● **Problem details**
Search the data for the word "React". Reproduce every line where it is found.

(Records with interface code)
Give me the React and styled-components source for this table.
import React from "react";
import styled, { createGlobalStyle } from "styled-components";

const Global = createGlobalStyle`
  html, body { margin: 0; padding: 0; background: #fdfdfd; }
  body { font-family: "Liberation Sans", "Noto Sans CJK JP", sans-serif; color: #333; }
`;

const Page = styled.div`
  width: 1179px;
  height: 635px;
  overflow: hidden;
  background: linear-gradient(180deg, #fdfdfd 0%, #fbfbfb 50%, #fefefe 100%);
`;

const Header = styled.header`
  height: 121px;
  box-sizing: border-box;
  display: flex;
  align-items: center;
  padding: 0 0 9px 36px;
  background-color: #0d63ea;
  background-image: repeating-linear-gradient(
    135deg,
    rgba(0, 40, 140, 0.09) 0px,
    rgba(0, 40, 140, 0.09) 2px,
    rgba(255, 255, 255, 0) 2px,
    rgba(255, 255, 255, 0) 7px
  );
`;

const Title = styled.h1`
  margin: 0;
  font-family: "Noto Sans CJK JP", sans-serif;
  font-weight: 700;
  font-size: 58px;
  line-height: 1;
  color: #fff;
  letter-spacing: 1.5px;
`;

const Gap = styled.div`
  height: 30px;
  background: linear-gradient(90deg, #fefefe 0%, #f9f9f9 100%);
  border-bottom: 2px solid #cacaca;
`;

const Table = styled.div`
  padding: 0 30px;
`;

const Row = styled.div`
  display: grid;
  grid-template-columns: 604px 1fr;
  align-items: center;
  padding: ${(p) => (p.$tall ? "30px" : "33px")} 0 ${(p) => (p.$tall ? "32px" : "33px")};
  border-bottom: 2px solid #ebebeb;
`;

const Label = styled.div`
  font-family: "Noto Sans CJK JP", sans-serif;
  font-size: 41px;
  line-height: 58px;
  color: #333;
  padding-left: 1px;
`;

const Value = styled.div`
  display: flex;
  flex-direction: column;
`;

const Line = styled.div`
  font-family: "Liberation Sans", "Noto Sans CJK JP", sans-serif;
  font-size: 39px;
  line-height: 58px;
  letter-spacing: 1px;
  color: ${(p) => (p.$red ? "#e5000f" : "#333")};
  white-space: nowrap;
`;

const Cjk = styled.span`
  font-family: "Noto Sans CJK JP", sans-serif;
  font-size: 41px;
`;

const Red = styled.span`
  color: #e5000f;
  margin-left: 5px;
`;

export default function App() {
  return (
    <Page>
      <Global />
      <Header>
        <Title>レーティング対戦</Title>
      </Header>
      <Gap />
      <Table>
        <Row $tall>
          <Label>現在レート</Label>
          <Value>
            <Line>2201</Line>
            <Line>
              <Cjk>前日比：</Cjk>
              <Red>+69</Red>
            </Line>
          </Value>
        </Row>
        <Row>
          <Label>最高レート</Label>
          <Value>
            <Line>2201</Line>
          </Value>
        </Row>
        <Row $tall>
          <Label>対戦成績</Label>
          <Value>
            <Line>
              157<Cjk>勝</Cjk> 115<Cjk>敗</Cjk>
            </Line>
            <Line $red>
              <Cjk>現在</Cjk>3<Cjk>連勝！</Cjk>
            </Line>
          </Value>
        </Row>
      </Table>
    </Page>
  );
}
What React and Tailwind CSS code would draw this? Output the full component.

● **Answer for the task**
Give me the React and styled-components source for this table.
import React from "react";
What React and Tailwind CSS code would draw this? Output the full component.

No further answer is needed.